Bismillah
Alhamdulillah, Allah
mempertemukan kita dengan bulan yang penuh berkah, bulan Ramadhan, dan hal
menyenangkan dari bulan Ramadhan selain limpahan pahala bagi setiap amalan yang
dikerjakan pada tiap detiknya, kemenangan di bulan syawal akan selalu menunggu
untuk didatangi.
Tapi tidak manusia jika bisa
hidup tanpa masalah, bahkan di bulan yang penuh kegembiraanpun ada
kecemasan-kecemasan yang menggelayut di dalam hati.
Bulan syawal, bulan di mana
setiap muslim kanbergembira, saling mengunjungi dan bermaaf-maafan. Sangat
indah, lalu apa masalahnya yang membuat cemas?
Bersalaman, itu masalahnya.
Masalah bersalaman ini sudah banyak di dikaji oleh para ulama, mau sunni,
syi’ah, bahkan Hizb al-Tahrir sekalipun.
Bersalaman yang dalam bahasa
arabnya adalah mushafahah, yaitu memegang tangan dengan tangan
sebagaimana yang ditulis oleh Doktor Hisam al-Din di dalam tulisannya yang
berjudul al-Adillat al-Syari’ah ‘ala Tahrim Mushafahat al-Marah
al-Ajnabiyah. Selain itu, beliau juga mengutip beberapa pengertian lain
yang disebutkan oleh beberapa ahli bahasa, seperti Al-Jauhari, Al-Fiwami dan Ibn Mandzur dalam Lisan
al-Arabnya. Yang pada intinya, mushafahah
atau berjabat tangan adalah membuka dan melebarkan tangan kepada tangan
orang lain kemudian memegang atau menjabatnya.
Mengenai hukum berjabat
tangan dengan orang-orang yang bukan mahram, sebagaimana yang ditulis oleh
Doktor Hisam al-Din bahwa para ulama sunni yang tergabung dalam mazhab
Hanafiyah, Malikiyah, syafi’iyah dan Hanabilah (pengikut imam Ahmad Ibn Hambal)
menyatakan haram dengan berbagai dalil baik dari al-Qur’an maupun hadits.

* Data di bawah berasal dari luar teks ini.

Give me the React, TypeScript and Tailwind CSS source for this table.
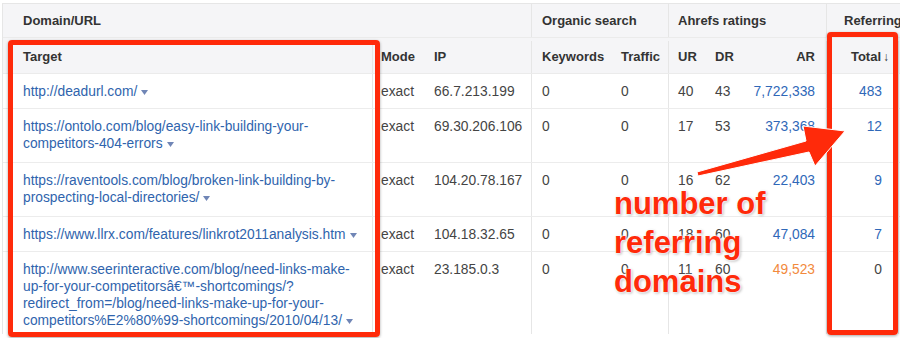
import React from "react";

type Row = {
  url: string[];
  ip: string;
  kw: string;
  traffic: string;
  ur: string;
  dr: string;
  ar: string;
  arTone: "blue" | "orange";
  total: string;
  totalLink: boolean;
  height: string;
};

const rows: Row[] = [
  {
    url: ["http://deadurl.com/"],
    ip: "66.7.213.199",
    kw: "0",
    traffic: "0",
    ur: "40",
    dr: "43",
    ar: "7,722,338",
    arTone: "blue",
    total: "483",
    totalLink: true,
    height: "h-[35px] border-b",
  },
  {
    url: ["https://ontolo.com/blog/easy-link-building-your-", "competitors-404-errors"],
    ip: "69.30.206.106",
    kw: "0",
    traffic: "0",
    ur: "17",
    dr: "53",
    ar: "373,368",
    arTone: "blue",
    total: "12",
    totalLink: true,
    height: "h-[54px] border-b",
  },
  {
    url: ["https://raventools.com/blog/broken-link-building-by-", "prospecting-local-directories/"],
    ip: "104.20.78.167",
    kw: "0",
    traffic: "0",
    ur: "16",
    dr: "62",
    ar: "22,403",
    arTone: "blue",
    total: "9",
    totalLink: true,
    height: "h-[54px] border-b",
  },
  {
    url: ["https://www.llrx.com/features/linkrot2011analysis.htm"],
    ip: "104.18.32.65",
    kw: "0",
    traffic: "0",
    ur: "18",
    dr: "60",
    ar: "47,084",
    arTone: "blue",
    total: "7",
    totalLink: true,
    height: "h-[35px] border-b",
  },
  {
    url: [
      "http://www.seerinteractive.com/blog/need-links-make-",
      "up-for-your-competitorsâ€™-shortcomings/?",
      "redirect_from=/blog/need-links-make-up-for-your-",
      "competitors%E2%80%99-shortcomings/2010/04/13/",
    ],
    ip: "23.185.0.3",
    kw: "0",
    traffic: "0",
    ur: "11",
    dr: "60",
    ar: "49,523",
    arTone: "orange",
    total: "0",
    totalLink: false,
    height: "h-[82px]",
  },
];

const cols = "grid grid-cols-[369px_53px_106px_79px_58px_37px_40px_81px_72px_1fr]";

function Caret() {
  return (
    <svg width="7" height="5" viewBox="0 0 7 5" className="ml-[4px] inline-block align-[1px]">
      <path d="M0 0h7L3.5 5z" fill="#7086b6" />
    </svg>
  );
}

function Cell({ className = "", children }: { className?: string; children?: React.ReactNode }) {
  return <div className={`pt-[9px] text-[13.8px] leading-[17px] ${className}`}>{children}</div>;
}

export default function App() {
  return (
    <div className="relative h-[338px] w-[900px] overflow-hidden bg-white font-['Liberation_Sans',Arial,sans-serif] text-[13px] text-[#444]">
      <div className="ml-[2px] mt-[3px] w-[1000px] border-l border-t border-[#e6e6e6]">
        {/* group header */}
        <div className="grid h-[34px] grid-cols-[528px_137px_158px_1fr] border-b border-[#ebebeb] bg-[#f5f5f7] font-bold text-[#333]">
          <div className="flex items-center pl-[20px]">Domain/URL</div>
          <div className="flex items-center border-l border-[#e6e6e6] pl-[10px]">Organic search</div>
          <div className="flex items-center border-l border-[#e6e6e6] pl-[9px]">Ahrefs ratings</div>
          <div className="flex items-center border-l border-[#e6e6e6] pl-[17px]">Referring domains</div>
        </div>

        {/* column header */}
        <div className={`${cols} h-[36px] border-b border-[#ebebeb] bg-[#f5f5f7] pt-[3px] font-bold text-[#333]`}>
          <div className="flex items-center pl-[20px]">Target</div>
          <div className="flex items-center border-l border-[#e6e6e6] pl-[8px]">Mode</div>
          <div className="flex items-center pl-[9px]">IP</div>
          <div className="flex items-center border-l border-[#e6e6e6] pl-[10px]">Keywords</div>
          <div className="flex items-center pl-[11px]">Traffic</div>
          <div className="flex items-center border-l border-[#e6e6e6] pl-[9px]">UR</div>
          <div className="flex items-center pl-[10px]">DR</div>
          <div className="flex items-center justify-end pr-[11px]">AR</div>
          <div className="flex items-center justify-end border-l border-[#e6e6e6] pr-[9px]">
            Total<span className="ml-[2px] text-[12px]">↓</span>
          </div>
          <div className="border-l border-[#e6e6e6]" />
        </div>

        {rows.map((r, i) => (
          <div key={i} className={`${cols} ${r.height} border-[#ececec] bg-white`}>
            <Cell className="pl-[20px] text-[#2f64ad]">
              {r.url.map((line, j) => (
                <div key={j} className="whitespace-nowrap">
                  {line}
                  {j === r.url.length - 1 ? <Caret /> : null}
                </div>
              ))}
            </Cell>
            <Cell className="border-l border-[#e6e6e6] pl-[8px]">exact</Cell>
            <Cell className="pl-[9px]">{r.ip}</Cell>
            <Cell className="border-l border-[#e6e6e6] pl-[10px]">{r.kw}</Cell>
            <Cell className="pl-[11px]">{r.traffic}</Cell>
            <Cell className="border-l border-[#e6e6e6] pl-[9px]">{r.ur}</Cell>
            <Cell className="pl-[10px]">{r.dr}</Cell>
            <Cell className={`pr-[11px] text-right ${r.arTone === "orange" ? "text-[#f28a3c]" : "text-[#2f68b8]"}`}>
              {r.ar}
            </Cell>
            <Cell className={`border-l border-[#e6e6e6] pr-[16px] text-right ${r.totalLink ? "text-[#2f68b8]" : ""}`}>
              {r.total}
            </Cell>
            <div className="border-l border-[#e6e6e6]" />
          </div>
        ))}
      </div>

      {/* annotation overlay */}
      <div className="pointer-events-none absolute left-[8px] top-[40px] h-[297px] w-[372px] rounded-[4px] border-[5px] border-[#ff2a0a] shadow-[0_1px_3px_rgba(0,0,0,0.35)]" />
      <div className="pointer-events-none absolute left-[827px] top-[32px] h-[303px] w-[71px] rounded-[4px] border-[5px] border-[#ff2a0a] shadow-[0_1px_3px_rgba(0,0,0,0.35)]" />
      <svg className="pointer-events-none absolute left-0 top-0" width="900" height="338" viewBox="0 0 900 338">
        <polygon
          points="697,172 806,141 803,126 845,131 815,166 809,152 698,176"
          fill="#ff2a0a"
          stroke="#fff"
          strokeWidth="1"
          strokeLinejoin="round"
        />
      </svg>
      <div className="pointer-events-none absolute left-[614px] top-[184px] text-[31px] font-bold leading-[39px] text-[#ff2a0a] [text-shadow:0_0_2px_#fff,0_0_2px_#fff,0_0_3px_#fff,1px_1px_3px_rgba(0,0,0,0.4)]">
        <div>number of</div>
        <div>referring</div>
        <div>domains</div>
      </div>
    </div>
  );
}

Misalnya Imam al-Nawawi yang
berasal dari Mazhab Syafi’iyah berkata : ....bahwasanya suara perempuan tidak
termasuk aurat dan dilarang menyentuh kulit perempuan ajnabi (bukan mahram)
melainkan karena alasan darurat seperti dalam pengobatan.
Demikian juga ulama
kontemporer seperti Nashr al-Din al-Albani yang menggunakan hadits yang di
riwayatkan oleh al-Tabrani dan al-Baihaqi, dari Ma’qil bin Yasar, dari Nabi
saw: “sesugguhnya ditusukkan kepala seseorang di antara kamu dengan jarum besi,
itu lebih baik daripada menyentuh perempuan yang tidak halal baginya”.
Demikian pula Wahbah
al-Zuhaili yang menggunakan sabda Nabi saw: “sesungguhnya aku tidak berjabat
tangan dengan perempuan”, sebagai dalil. Begitu pula Muhammad ‘Abd al-‘Aziz
‘Amru dan Muhammad Sa’id Ramadhan al-Buthi
Adapun Yusuf al-Qardhawi, di
dalam bukunya Fatawi Mu’ashirah, pada awal pembahasannya, ia menuliskan
bahwa ada dua hal yang tidak diperselisihkan oleh para ulama, yaitu mengenai
keharaman bersalaman apabila disertai
dengan syahwat dan taladzdzudz
(berlezat-lezat) dari salah satu pihak, laki-laki atau wanita, atau dibelakang
itu dikhawatirkan terjadinya fitnah,
menurut dugaan yang kuat. Ketetapan ini diambil berdasarkan pada hipotesis
bahwa menutup jalan menuju kerusakan itu
adalah wajib. Yang kedua yaitu adanya kemurahan (diperbolehkan) berjabat tangan
dengan wanita tua yang sudah tidak punya gairah terhadap laki-laki,
demikian pula dengan anak-anak kecil
yang belum mempunyai syahwat terhadap
laki-laki, karena berjabat tangan
dengan mereka itu aman dari sebab-sebab fitnah. Begitu pula bila si laki-laki
sudah tua dan tidak punya gairah terhadap wanita.
Kemudian al-Qardhawi
menuliskan bahwa mayoritas ulama yang berasal dari kalangan sahabat, tabi’in
dan orang-orang sesudah mereka yang menyatakan berjabat tangan yang tidak
disertai dengan syahwat hukumnya haram berdalil dengan alasan menutup pintu
fitnah dan kerusakan atau sadd al-dzari’ah dan alasan ini dapat diterima
tanpa ragu-ragu lagi ketika syahwat bergerak, atau karena takut fitnah bila
telah tanpak tanda-tandanya.
Setelah memperhatikan
riwayat-riwayat mengenai sikap nabi dan para sahabat yang berkaitan dengan bermushafahah,
al-Qardhawi menyimpulkan bahwa semata-mata bersentuhan kulit tidaklah haram.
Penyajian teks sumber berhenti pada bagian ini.